Most people don't actually GET what I am saying, and that is ok with me. I have grown to accept my life as it is and I have grown to cherish how special our family is. One thing that often goes over looked....is me. I am so busy taking care of everyone around me that I put me on the back burner.....but NOT THIS YEAR! For the last 5 years I have had a personal "goal" of running a marathon or half marathon before I am 40....and well, let's just say that this is my last year of opportunity....No, I am not telling you how old I am...LOL. In the last 5 years, I have over come some family challenges, had a baby, gone back to work full time for a company other than myself, been through behavioral classes, behavioral studies, therapies, PTA President....and well the list could actually go on and on, but I am sure you get my point. NOW, I am taking back MY life and doing something for me.
Tomorrow starts phase 1 of a 2-3 phase plan that I have. First phase is to start eating healthy, because without eating healthy, the rest of my goals will not be obtainable. I have a friend of my that has taken back her life from Cancer, and I have been following her story for many years now...pre-cancer, newly diagnosed Cancer patient, Chemotherapy, to CANCER SURVIVOR! About a year ago I started following her success for eating healthy. I was impressed with how much weight that she had lost by simply eating right. Another friend of mine recently did a "Tough Mudder" race and about a month before she ran the race I told her how great she looked and she simply said that she changed the way she ate.....SO, I have decided to do it for myself....change the way I eat. To be honest, it is probably the scariest thing that I have ever decided to do! I am a meat and potatoes kinda girl....with a BIG tall frozen mug of WHOLE MILK...mmmmmmm.....makes my mouth water just saying it.....BUT it is time for me to give these things up, with the goal of living longer in mind. I decided a couple of weeks ago to do a 28 day fat burn, which will lead to forming healthy habits. It comes in the form of a challenge....and if you know anything about me, it is that I LOVE a good challenge. I signed up, joined a team and will have a coach to help me through it. YEP, you guessed it, my friend the Mighty Warrior, Kara, is helping me along the way. I am following the same healthy eating habits that she started, when she needed to lose all of the Chemo weight that she put on. What better person to guide me right? My challenge starts tomorrow, January 6th. I am excited and nervous and ultimately scared, because I know how hard it is going to be for me to give up all of the unhealthy things, that have become part of my everyday life. I know I can do it though. Part of the challenge requires me to journal the progress over the entire 28 days. The good news, is that I will be posting my journey here. I kinda figured that since I am as special as the rest of my family, I can use this blog as my scribe and share my journey.

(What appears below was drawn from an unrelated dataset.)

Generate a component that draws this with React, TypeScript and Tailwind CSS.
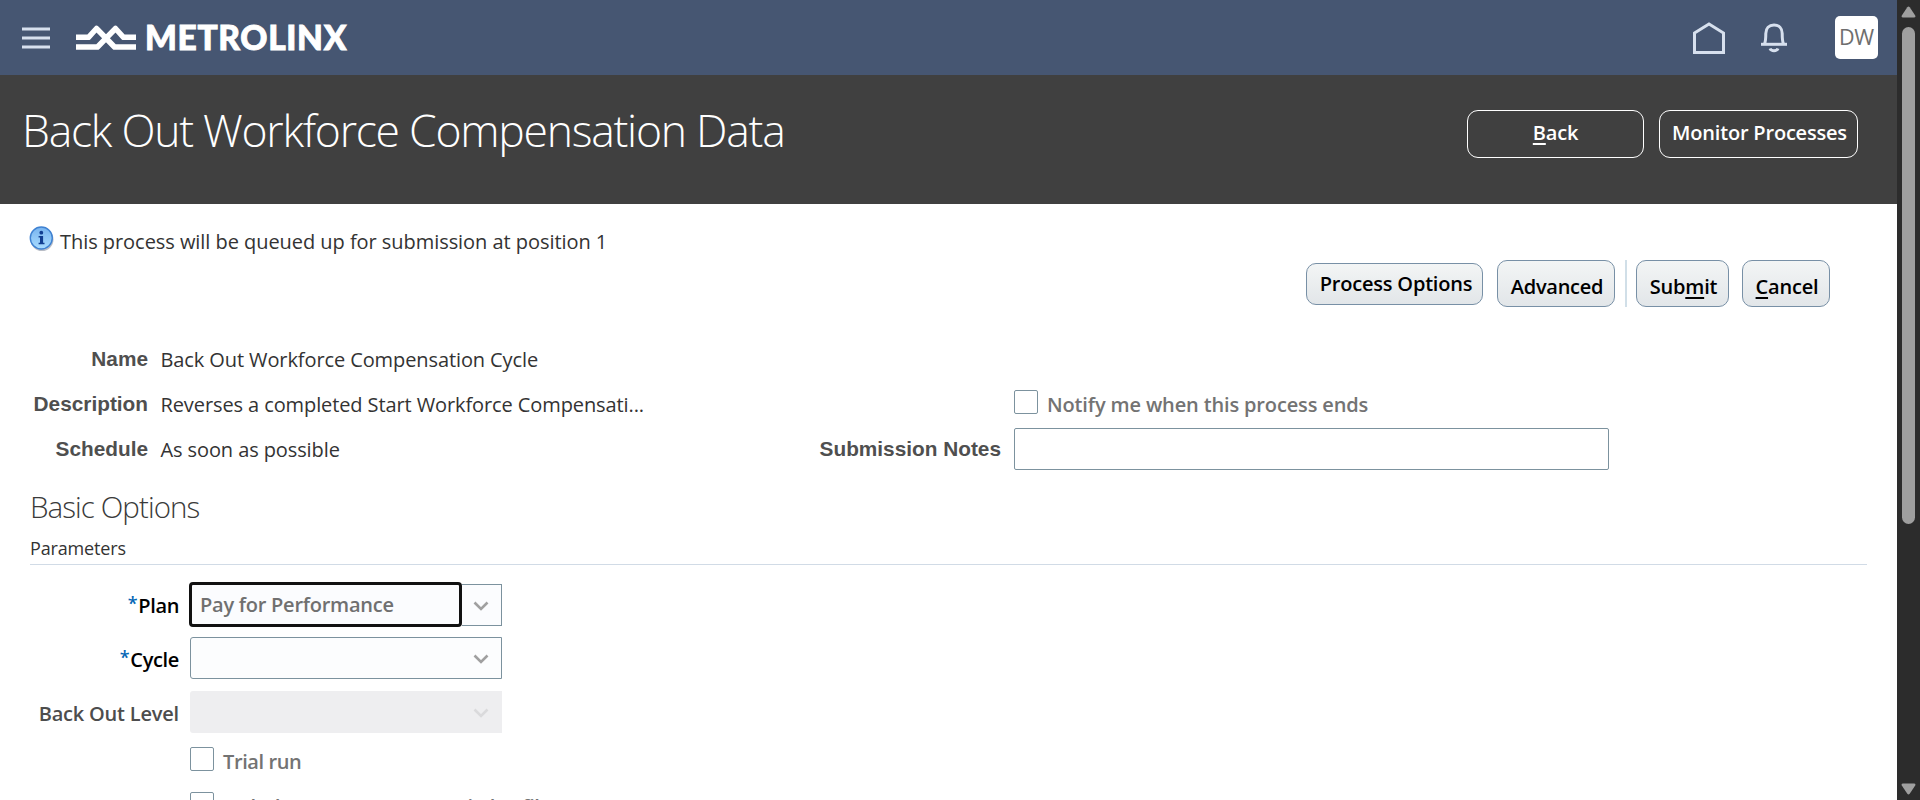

So I mentioned above that I have a 2-3 phase plan....the other two phases are fitness related. Phase 2 is for me to become more fit. Since having my children, I haven't had much time for fitness. This is my time. Phase 3 is running. I plan on running this year. I am going to start with a 5K, then I will move up to a 10K and by the end of the year my ultimate goal is to run a Half-Marathon. Writing about my journey here, will help me stay committed. I have never done anything like this before, so this should be an exciting adventure. This is MY year of health.